>> START
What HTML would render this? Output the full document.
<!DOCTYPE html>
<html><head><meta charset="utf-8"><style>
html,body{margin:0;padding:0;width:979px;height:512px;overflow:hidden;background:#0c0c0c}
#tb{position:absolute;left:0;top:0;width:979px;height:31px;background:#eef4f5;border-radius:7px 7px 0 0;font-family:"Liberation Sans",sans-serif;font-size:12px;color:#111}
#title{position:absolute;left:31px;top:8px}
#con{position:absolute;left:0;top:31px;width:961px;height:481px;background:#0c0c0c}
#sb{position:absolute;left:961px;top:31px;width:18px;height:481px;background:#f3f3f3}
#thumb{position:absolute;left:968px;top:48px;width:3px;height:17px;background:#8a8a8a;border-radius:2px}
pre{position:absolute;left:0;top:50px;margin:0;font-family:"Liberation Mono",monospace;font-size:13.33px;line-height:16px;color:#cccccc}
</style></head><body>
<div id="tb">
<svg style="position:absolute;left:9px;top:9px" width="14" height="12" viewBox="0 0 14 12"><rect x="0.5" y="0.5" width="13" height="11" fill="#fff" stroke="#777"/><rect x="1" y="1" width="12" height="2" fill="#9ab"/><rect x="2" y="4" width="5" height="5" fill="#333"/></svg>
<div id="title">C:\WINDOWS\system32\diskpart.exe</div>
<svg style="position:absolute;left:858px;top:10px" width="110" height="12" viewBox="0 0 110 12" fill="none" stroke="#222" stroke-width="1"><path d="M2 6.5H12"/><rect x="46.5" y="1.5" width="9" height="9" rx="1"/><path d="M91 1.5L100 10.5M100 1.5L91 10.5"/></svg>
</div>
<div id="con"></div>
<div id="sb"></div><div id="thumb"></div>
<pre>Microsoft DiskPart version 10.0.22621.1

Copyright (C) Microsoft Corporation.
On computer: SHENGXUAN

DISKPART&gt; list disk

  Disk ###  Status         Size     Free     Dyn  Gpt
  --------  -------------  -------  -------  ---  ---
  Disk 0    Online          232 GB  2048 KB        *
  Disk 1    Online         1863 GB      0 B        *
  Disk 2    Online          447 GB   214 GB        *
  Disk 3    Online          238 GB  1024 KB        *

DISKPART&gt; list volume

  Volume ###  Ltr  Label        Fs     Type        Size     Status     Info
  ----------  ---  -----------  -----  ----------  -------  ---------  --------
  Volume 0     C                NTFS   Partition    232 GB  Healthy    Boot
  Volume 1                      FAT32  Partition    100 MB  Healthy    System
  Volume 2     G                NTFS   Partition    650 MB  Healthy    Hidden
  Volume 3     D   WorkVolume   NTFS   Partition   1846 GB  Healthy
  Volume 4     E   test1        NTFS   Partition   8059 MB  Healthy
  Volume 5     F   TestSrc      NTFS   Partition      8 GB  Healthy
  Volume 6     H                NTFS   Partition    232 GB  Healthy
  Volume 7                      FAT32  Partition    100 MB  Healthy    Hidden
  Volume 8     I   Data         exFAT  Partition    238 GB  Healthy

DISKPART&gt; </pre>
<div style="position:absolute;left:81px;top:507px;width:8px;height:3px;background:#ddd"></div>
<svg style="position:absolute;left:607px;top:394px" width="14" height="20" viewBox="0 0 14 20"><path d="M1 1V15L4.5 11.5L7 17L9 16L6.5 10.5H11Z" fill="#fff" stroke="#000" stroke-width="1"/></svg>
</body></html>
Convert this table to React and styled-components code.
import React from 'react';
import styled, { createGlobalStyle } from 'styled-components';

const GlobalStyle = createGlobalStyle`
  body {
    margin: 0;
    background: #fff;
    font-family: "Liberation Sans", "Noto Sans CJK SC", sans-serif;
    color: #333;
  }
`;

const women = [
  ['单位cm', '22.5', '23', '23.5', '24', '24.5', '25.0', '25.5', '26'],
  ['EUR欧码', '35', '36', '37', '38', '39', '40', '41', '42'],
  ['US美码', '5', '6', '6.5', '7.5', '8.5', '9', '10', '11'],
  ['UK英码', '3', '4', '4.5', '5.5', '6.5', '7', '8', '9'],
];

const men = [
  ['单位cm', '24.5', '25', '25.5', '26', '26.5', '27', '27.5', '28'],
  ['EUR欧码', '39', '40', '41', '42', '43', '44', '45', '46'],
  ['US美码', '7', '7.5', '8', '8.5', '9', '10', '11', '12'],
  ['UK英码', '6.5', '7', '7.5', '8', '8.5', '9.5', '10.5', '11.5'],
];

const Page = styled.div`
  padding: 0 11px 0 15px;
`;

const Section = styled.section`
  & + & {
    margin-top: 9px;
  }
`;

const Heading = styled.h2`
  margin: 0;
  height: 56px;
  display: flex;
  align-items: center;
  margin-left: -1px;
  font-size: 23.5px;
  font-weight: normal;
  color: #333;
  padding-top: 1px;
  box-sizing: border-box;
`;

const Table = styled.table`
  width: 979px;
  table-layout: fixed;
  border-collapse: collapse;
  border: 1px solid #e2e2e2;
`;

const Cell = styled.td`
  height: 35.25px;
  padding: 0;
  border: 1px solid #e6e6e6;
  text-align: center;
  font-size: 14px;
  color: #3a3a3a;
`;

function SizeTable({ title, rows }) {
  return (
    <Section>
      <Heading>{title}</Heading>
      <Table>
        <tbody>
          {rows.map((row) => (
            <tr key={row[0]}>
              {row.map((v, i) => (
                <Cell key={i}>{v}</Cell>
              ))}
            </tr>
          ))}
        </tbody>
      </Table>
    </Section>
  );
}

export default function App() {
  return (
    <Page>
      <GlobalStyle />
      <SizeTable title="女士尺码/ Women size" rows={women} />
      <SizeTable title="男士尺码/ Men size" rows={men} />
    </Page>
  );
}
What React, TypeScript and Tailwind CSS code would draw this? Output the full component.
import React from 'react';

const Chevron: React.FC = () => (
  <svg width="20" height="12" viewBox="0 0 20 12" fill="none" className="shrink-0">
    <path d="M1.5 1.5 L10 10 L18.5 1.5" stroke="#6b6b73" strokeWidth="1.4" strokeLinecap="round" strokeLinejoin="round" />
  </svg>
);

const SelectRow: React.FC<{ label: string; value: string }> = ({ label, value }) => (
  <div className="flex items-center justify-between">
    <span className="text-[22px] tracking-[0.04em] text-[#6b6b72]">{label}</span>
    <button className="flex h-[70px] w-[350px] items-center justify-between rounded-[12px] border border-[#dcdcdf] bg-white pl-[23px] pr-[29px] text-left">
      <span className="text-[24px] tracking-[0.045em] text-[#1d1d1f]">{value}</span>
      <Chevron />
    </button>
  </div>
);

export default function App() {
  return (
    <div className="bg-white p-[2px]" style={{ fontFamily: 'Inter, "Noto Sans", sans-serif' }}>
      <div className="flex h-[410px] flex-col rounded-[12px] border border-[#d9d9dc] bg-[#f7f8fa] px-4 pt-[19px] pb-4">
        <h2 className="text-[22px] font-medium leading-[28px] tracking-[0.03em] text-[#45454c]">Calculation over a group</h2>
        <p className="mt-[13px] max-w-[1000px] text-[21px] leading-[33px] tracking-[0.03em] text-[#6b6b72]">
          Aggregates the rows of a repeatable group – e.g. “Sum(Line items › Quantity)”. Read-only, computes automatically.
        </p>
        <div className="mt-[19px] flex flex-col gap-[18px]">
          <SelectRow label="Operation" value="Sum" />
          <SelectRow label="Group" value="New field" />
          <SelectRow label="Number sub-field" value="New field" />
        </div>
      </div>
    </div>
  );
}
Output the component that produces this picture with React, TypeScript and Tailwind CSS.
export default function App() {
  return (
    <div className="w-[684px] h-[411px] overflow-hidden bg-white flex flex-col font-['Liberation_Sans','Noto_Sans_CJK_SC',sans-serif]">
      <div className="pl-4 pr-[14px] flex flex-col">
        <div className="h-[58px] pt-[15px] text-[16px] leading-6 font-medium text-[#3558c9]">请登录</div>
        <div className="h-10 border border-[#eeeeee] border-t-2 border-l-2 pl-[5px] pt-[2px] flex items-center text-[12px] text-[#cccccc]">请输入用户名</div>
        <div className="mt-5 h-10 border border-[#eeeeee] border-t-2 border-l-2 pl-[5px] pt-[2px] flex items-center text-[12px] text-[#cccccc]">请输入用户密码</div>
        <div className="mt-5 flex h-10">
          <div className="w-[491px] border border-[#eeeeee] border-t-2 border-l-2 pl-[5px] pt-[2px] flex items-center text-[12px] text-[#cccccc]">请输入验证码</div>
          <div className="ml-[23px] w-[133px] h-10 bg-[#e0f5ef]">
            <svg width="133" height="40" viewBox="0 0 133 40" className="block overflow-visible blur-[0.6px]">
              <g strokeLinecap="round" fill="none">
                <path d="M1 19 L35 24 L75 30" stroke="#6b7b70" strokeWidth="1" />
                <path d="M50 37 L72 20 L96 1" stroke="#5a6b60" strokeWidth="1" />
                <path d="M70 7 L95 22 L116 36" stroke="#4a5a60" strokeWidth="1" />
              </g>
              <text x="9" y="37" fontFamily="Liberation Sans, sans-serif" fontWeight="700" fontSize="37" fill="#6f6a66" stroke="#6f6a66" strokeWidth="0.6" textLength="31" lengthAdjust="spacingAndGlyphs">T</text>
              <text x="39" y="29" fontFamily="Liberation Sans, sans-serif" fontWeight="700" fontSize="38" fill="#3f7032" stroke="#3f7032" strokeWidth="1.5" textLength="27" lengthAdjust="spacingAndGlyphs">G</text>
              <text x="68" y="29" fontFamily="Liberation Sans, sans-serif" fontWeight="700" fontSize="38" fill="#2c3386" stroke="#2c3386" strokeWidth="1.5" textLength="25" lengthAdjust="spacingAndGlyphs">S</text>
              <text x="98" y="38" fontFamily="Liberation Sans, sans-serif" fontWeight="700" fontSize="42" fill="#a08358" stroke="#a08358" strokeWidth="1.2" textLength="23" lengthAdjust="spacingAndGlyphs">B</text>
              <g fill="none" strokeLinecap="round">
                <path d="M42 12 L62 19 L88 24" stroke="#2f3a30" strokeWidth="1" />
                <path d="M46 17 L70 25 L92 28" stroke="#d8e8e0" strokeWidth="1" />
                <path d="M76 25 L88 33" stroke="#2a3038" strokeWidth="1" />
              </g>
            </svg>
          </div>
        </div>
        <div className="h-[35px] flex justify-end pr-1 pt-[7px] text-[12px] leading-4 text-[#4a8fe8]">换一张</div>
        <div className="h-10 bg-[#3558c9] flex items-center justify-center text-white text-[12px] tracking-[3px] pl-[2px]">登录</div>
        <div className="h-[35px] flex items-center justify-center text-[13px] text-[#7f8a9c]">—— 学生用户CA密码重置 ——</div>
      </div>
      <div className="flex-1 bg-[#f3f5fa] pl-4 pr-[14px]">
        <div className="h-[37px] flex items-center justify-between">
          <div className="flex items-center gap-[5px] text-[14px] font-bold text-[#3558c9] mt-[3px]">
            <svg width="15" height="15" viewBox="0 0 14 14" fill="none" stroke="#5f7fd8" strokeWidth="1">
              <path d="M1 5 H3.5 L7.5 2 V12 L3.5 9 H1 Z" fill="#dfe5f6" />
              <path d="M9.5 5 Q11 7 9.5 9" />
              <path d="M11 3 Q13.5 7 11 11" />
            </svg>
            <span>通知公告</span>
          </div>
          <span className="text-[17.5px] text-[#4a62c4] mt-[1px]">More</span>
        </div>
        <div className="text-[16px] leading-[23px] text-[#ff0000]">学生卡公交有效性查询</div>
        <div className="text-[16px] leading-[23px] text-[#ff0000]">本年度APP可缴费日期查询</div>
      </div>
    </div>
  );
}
>> END
Find "What". Copy every line it occurs in.

● RESULT
What HTML would render this? Output the full document.
What React, TypeScript and Tailwind CSS code would draw this? Output the full component.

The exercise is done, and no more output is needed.